Traduire/Ubersetzen

Influential cross-country racer, manufacturer, gear rep

Passing Date: 
Wednesday, April 1, 2020

Bob Tucker died on April 1, on his 59th wedding anniversary, at his home in Carbondale, Colorado. He was 89.

 

His passion for skiing led him to a lifelong and influential career in the industry, as a competitor, manufacturer, importer and gear rep.

 

Born in Hartford, Connecticut, in 1931, Bob went to Williams College (1953), where as ski team captain he helped coach Ralph Townsend to elevate the club to the top tier of the Eastern Intercollegiate Ski Association, where it still stands today. He skied in the 1954 FIS Nordic World Championships in Falun, Sweden. For the next several years, Bob continued to skied competitively while studying in Geneva and at the University of Oslo, where he earned his MBA in business management.

 

He was president of the Cleveland Ski Club in the late 1950s, where he met his wife, Bobbye. Bob was named to both the 1956 (Cortina) and 1960 (Squaw Valley) U.S. Olympic Nordic Training Squads, but didn’t make the final teams and ended up officiating at both games.

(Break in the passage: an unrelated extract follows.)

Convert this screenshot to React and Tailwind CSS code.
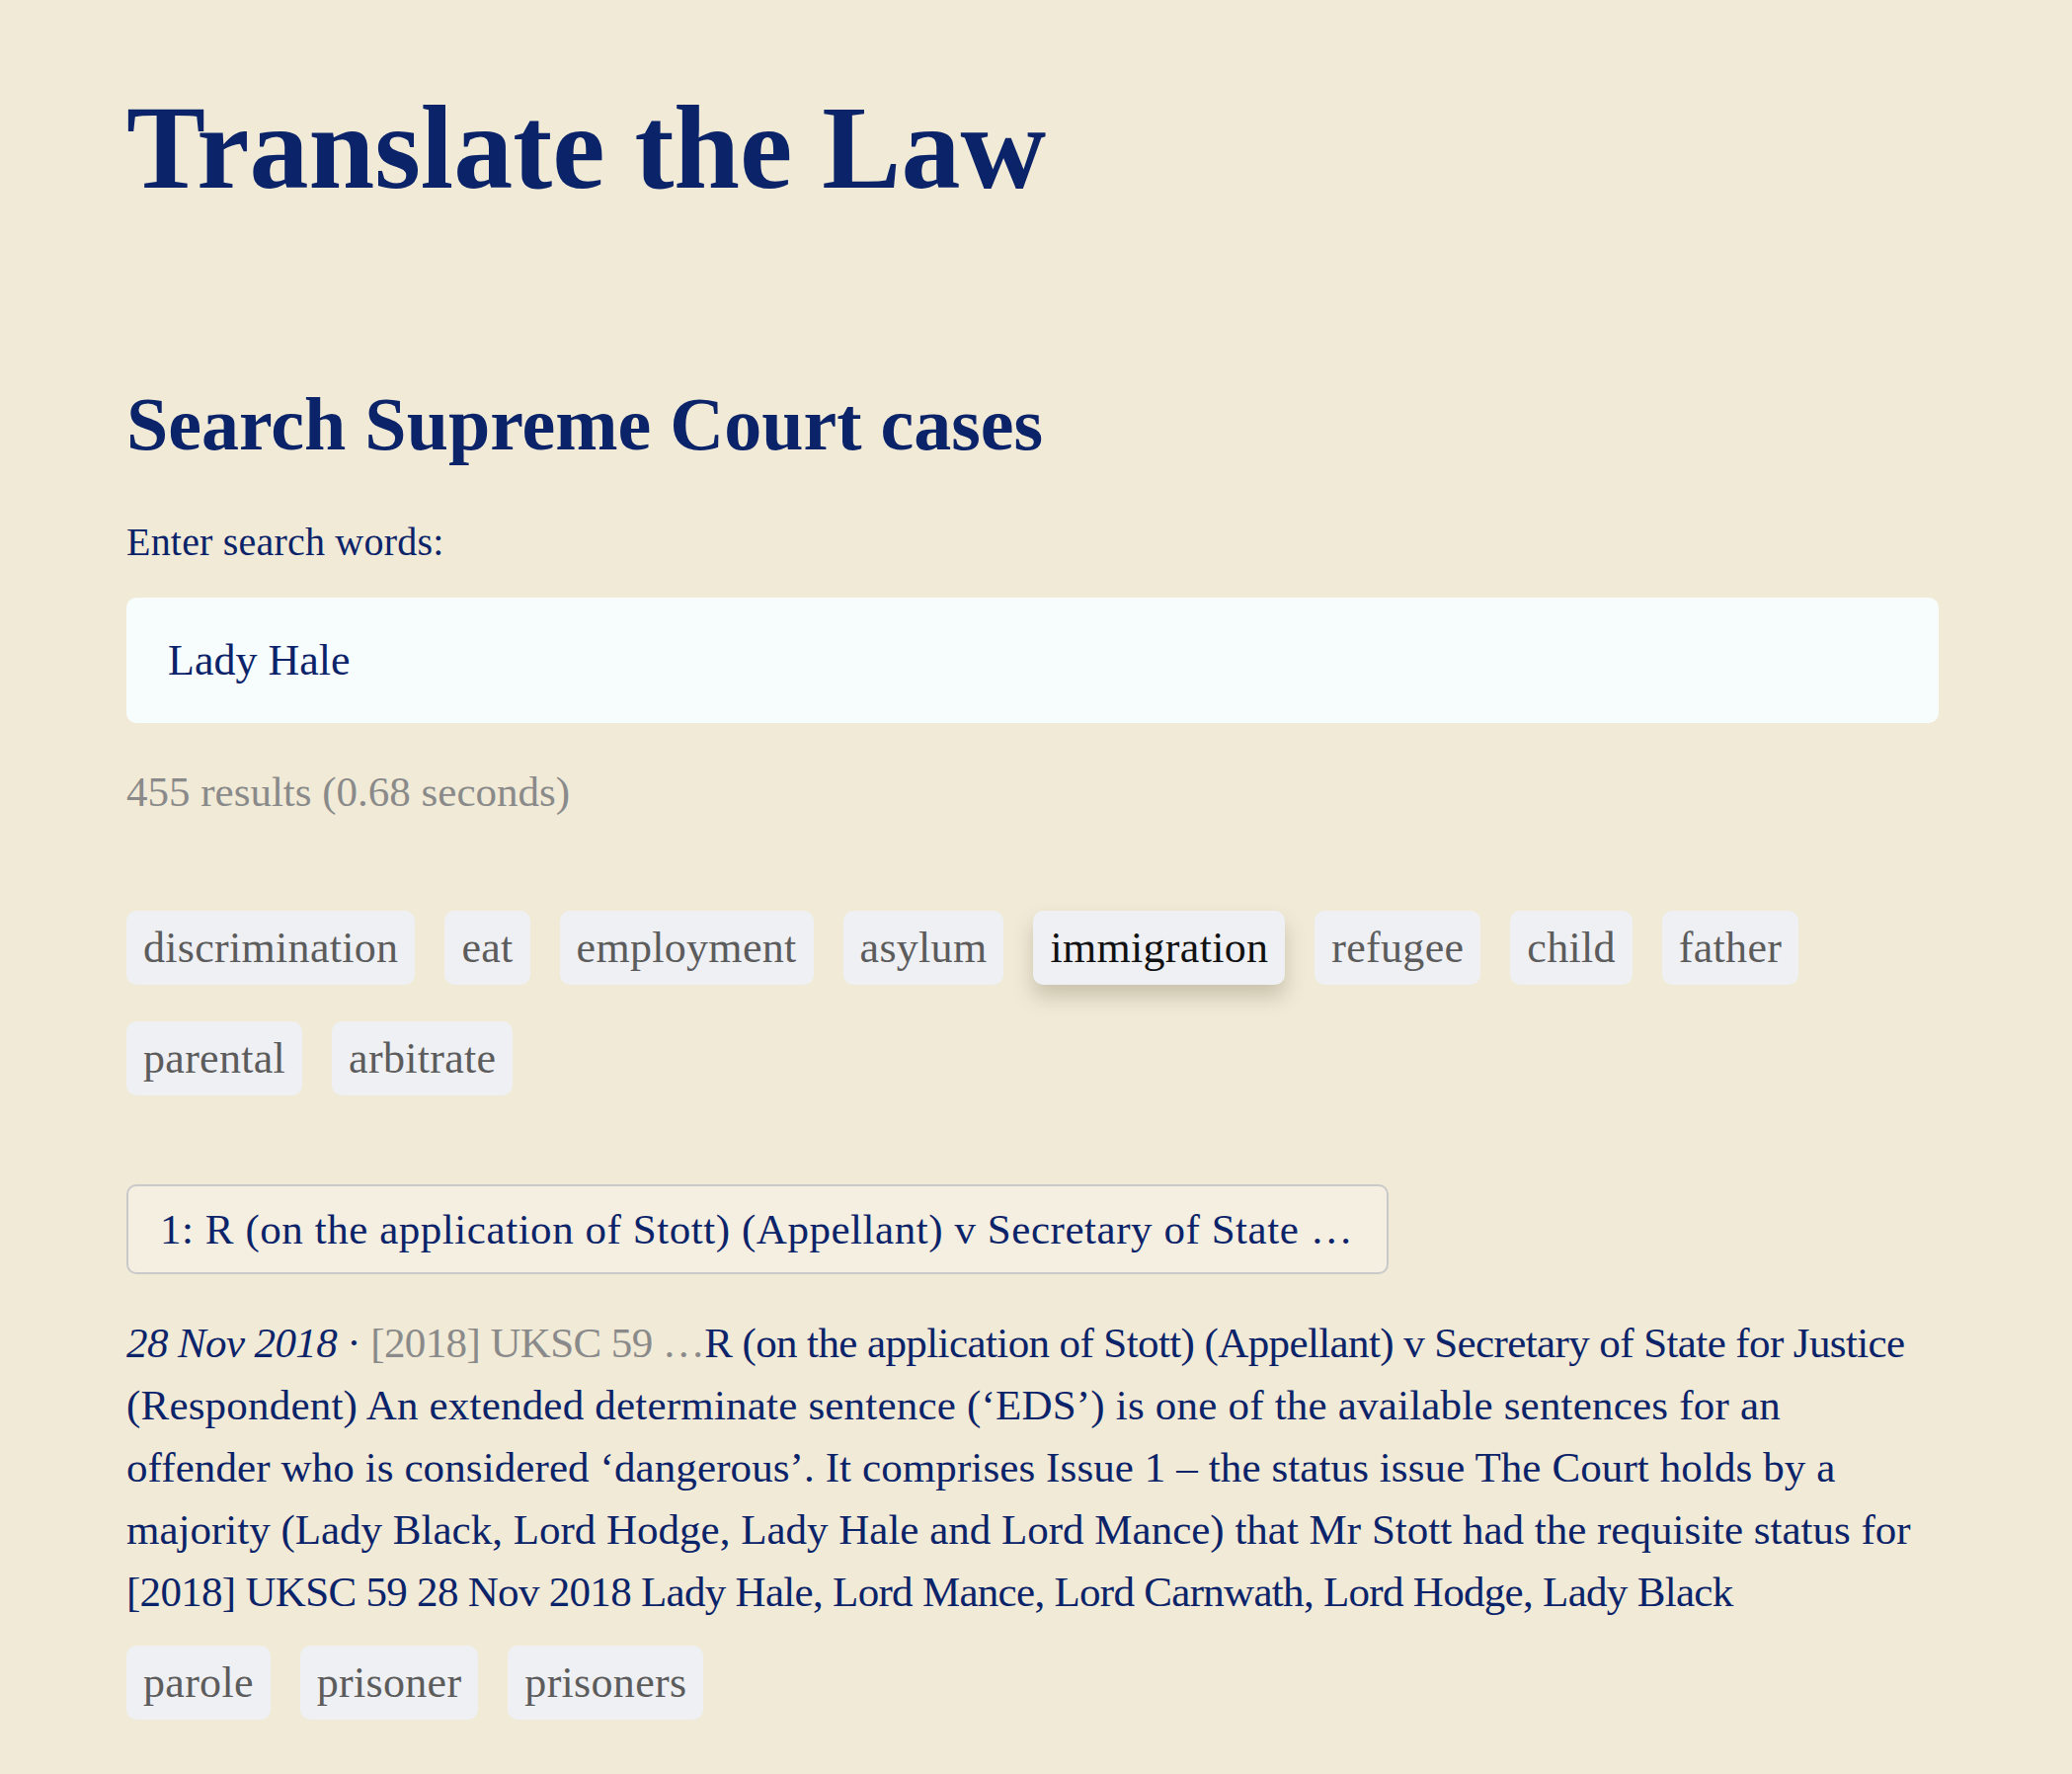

He was also manager of the 1964 U.S. Olympic Nordic Team for Innsbruck, and was the Assistant Chief Steward at the 1980 Winter Olympic Games in Lake Placid.

 

In 1964 Tucker earned the USSA Award of Merit for outstanding service to the sport of skiing.  And In 1966, he was named manager of the U.S. Nordic FIS Team to the Oslo World Championships. It was there that he and John Caldwell met with the Swedish FIS official, Inga Lowdin, and made arrangements for a three-week promotional tour of the U.S. by three Swedish women Nordic skiers during the early winter of 1967.

 

This tour was a key driver in expanding the visibility of women’s cross-country skiing in the U.S. in the late 1960s. It was at the Swedes’ welcoming party in Putney, Vermont, that Martha Rockwell was persuaded into racing the next day, and a career was born.

 

The Swedes’ trip jump-started the U.S. women’s cross-country program, which sent its first international women’s cross country team to a World Championship in 1970 in Czechoslovakia.

 

After 1966, Bob worked full time as a manufacturer’s rep for ski equipment importers, and started his own business, Nordic Sports Specialists, with his friend John Caldwell. This was one of the first full-scale U.S. businesses dedicated to cross-country equipment and wax. Bob even took a stab at making cross-country skis and came out with the short-lived Husky.

 

Bob repped for ski companies, notably Fischer and Swix, for 55 years, and along the way helped to groom many other reps, retailers and manufacturers. He was the first Fischer rep in the Rocky Mountains, and returned from a Fischer international sales meeting the day his daughter Polly was born. Exactly 50 years later, she joined Fischer as the Rocky Mountain Nordic rep, and remains so today

 

Bob spoke several languages, with his favorite being Norwegian. In addition to his passion for skiing, Bob was an avid outdoorsman, who loved to hunt, fish, hike and ride horses.